Açıkçası kendi siyasal söylemlerini kuramayan ya da sahip çıkamayan, ödünç siyaset dili üzerinden köklü toplumsal talepleri gerçekleştirmek, bunu dile getirmek iddiasında olanlar için dağ fare doğurmuştur. Bu çapsızlık gösterisi, özellikle Türkiye’de İslami hassasiyetleri taşıyan kesimler açısından son derece ders alınması gereken bir sürece işaret ediyor. Siyasal talepleri ifade ediş yani siyaset dili üretme/kurma anlamında son derece eklektik, kendinden olamayan bir dil geliştiren bu kesim adeta iktidar tuzağına düşerek ‘söylem körlüğü’ içine girmiştir. Siyaset dili anlamında ‘söylem körlüğü’nü, kendi siyasetine ilişkin özgün dilini kaybederek ödünç kavramların gölgesinde meşruiyet arama talebi, dili olarak tanımlayabiliriz. Her şeyin iyi gittiği sürece bir meşruiyet aracı olarak sürüme sokulan ödünç kavramlar, ödünç söylemler hayli yararlı görülebilir. Ancak kriz zamanlarında ve neyi niçin talep ettiğiniz ve neyi elde ettiğiniz sorusu sorulmaya başlandığında sarsıcı gerçekle yüz yüze gelinmesi kaçınılmazdır.
Bu iddiası olan, kendi siyaset dilini geliştirerek alternatif olma amacındaki tüm siyasi görüş ve taraflar için geçerli bir durum. İslami hassasiyeti olan kesimler açısından özel olan husus ise hem iktidar körlüğüne hem de söylem körlüğüne düçar olmalarıdır. Bu körlük tam da Ergenekon’a yüklenen beklentilerde somut biçimde ortaya çıkıyor.

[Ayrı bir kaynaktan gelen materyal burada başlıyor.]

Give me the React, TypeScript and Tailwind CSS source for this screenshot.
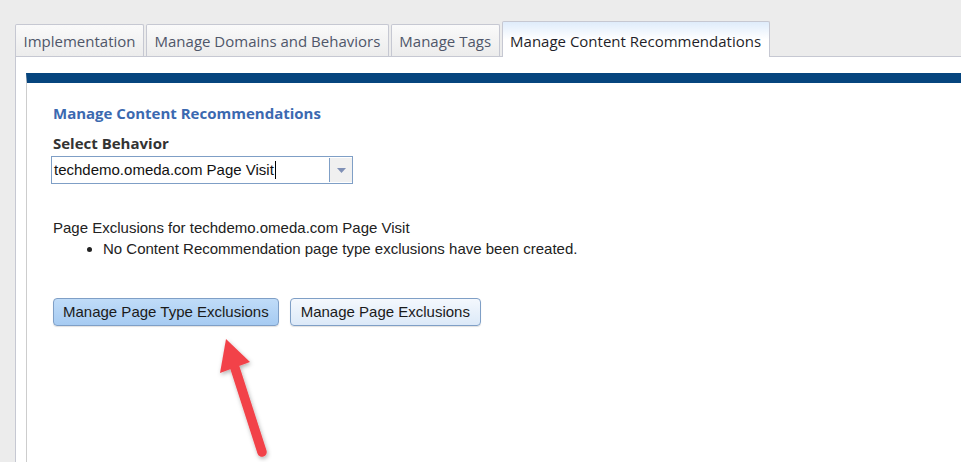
import React from 'react';

const tabs = ['Implementation', 'Manage Domains and Behaviors', 'Manage Tags'];

const App = () => {
  return (
    <div className="relative h-[462px] w-[961px] overflow-hidden bg-[#ececec] pl-[15px] pt-[21px]" style={{ fontFamily: 'Arial, "Liberation Sans", sans-serif' }}>
      {/* tab strip */}
      <div className="flex items-end gap-[2px] font-['Open_Sans',sans-serif] text-[15px]">
        {tabs.map(t => (
          <div
            key={t}
            className="h-[32px] rounded-t-[2px] border border-b-0 border-[#c6c8d2] bg-gradient-to-b from-[#fafafa] to-[#ececec] px-[7.5px] leading-[33px] text-[#4f5669]"
          >
            {t}
          </div>
        ))}
        <div className="relative z-10 -mb-px h-[36px] rounded-t-[2px] border border-b-0 border-[#c6c8d2] bg-gradient-to-b from-[#dfecfb] via-white to-white px-[7.5px] leading-[38px] text-[#1f1f2a]">
          Manage Content Recommendations
        </div>
      </div>

      {/* outer panel */}
      <div className="h-[420px] border-l border-t border-[#c6c8d2] bg-white pl-[10px] pt-[16px]">
        <div className="h-full border-l border-[#cdcdcd] border-t-[10px] border-t-[#06457e] pl-[26px] pt-[20px]">
          <h2 className="font-['Open_Sans',sans-serif] text-[15px] font-bold leading-[20px] text-[#3b69b0]">
            Manage Content Recommendations
          </h2>
          <div className="mt-[10px] font-['Open_Sans',sans-serif] text-[15px] font-bold leading-[21px] text-[#333]">
            Select Behavior
          </div>
          <div className="-ml-[2px] mt-[2px] flex h-[28px] w-[302px] border border-[#7f9fc6] bg-white">
            <div className="flex flex-1 items-center pl-[2px] text-[15px] text-[#111]">
              techdemo.omeda.com Page Visit
              <span className="ml-px inline-block h-[18px] w-px bg-black" />
            </div>
            <div className="my-px flex w-[23px] items-center justify-center border-l border-[#7f9fc6] bg-[#f0f0f0]">
              <svg width="9" height="5" viewBox="0 0 9 5">
                <path d="M0 0h9L4.5 5z" fill="#7f90b6" />
              </svg>
            </div>
          </div>

          <div className="mt-[33px] text-[15px] leading-[21px] text-[#222]">
            Page Exclusions for techdemo.omeda.com Page Visit
          </div>
          <ul className="list-disc pl-[50px] text-[15px] leading-[21px] text-[#222]">
            <li>No Content Recommendation page type exclusions have been created.</li>
          </ul>

          <div className="mt-[39px] flex gap-[11px]">
            <button className="h-[28px] rounded-[4px] border border-[#7f9fc6] bg-gradient-to-b from-[#c0dcf8] to-[#a6cbf2] px-[9px] text-[15px] text-[#1a1a1a] shadow-[0_1px_1px_rgba(0,0,0,0.12)]">
              Manage Page Type Exclusions
            </button>
            <button className="h-[28px] rounded-[4px] border border-[#7f9fc6] bg-gradient-to-b from-[#f4f8fd] to-[#dce9f8] px-[10px] text-[15px] text-[#1a1a1a] shadow-[0_1px_1px_rgba(0,0,0,0.12)]">
              Manage Page Exclusions
            </button>
          </div>
        </div>
      </div>

      {/* annotation arrow */}
      <svg className="absolute left-[205px] top-[330px]" width="70" height="132" viewBox="0 0 70 132">
        <defs>
          <filter id="sh" x="-30%" y="-30%" width="160%" height="160%">
            <feDropShadow dx="1" dy="2" stdDeviation="2" floodColor="#000" floodOpacity="0.3" />
          </filter>
        </defs>
        <g filter="url(#sh)">
          <line x1="57" y1="122" x2="30" y2="38" stroke="#f2434a" strokeWidth="9.5" strokeLinecap="round" />
          <path d="M21 9 L15 43 L45 32 Z" fill="#f2434a" />
        </g>
      </svg>
    </div>
  );
};

export default App;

Birkaç emekli askeri bürokratın tutuklanması ile Türk siyasetinde bir milat yaşandığını düşünen bu kesimin tüm özgürleştirici taleplerini bu operasyon üzerinden kurgulamak yanılgısına düşmesi durumu tam da sözünü ettiğim söylem körlüğüne tekabül ediyor. Oysa Türkiye’de sadece kendi taraftarlarının talepleri açısından değil bu ülkenin yarınlara kalabilmesi için İslami kesimlerin geliştireceği yeni bir siyaset tarzına, söylemine ihtiyaç duyulduğu bir dönemdeyiz. Hemen herkesin aynı kavram ve söylemlerle özgürlük talebinde bulunması, aynı kelimelerle mevcut durumu eleştiriyor olması alternatif söylemlere olan ihtiyacı daha derinden hissettirmektedir.
Neocon uzantılarına karşı çıkarken neoliberal tuzaklara düşmenin ne demek olduğunu, bu ülkenin ihtiyaç duyduğu siyaset dilini geliştirmesi beklenenlerin ödünç kavramlara sığınarak kendine alan açma yanlışlığına ibret nazarıyla bakmak gerekir. Kapitalizme karşı çıkarken liberal, küresel işgale karşı çıkarken küresel sermayenin kuşatmasına razı olmanın acıklı halidir.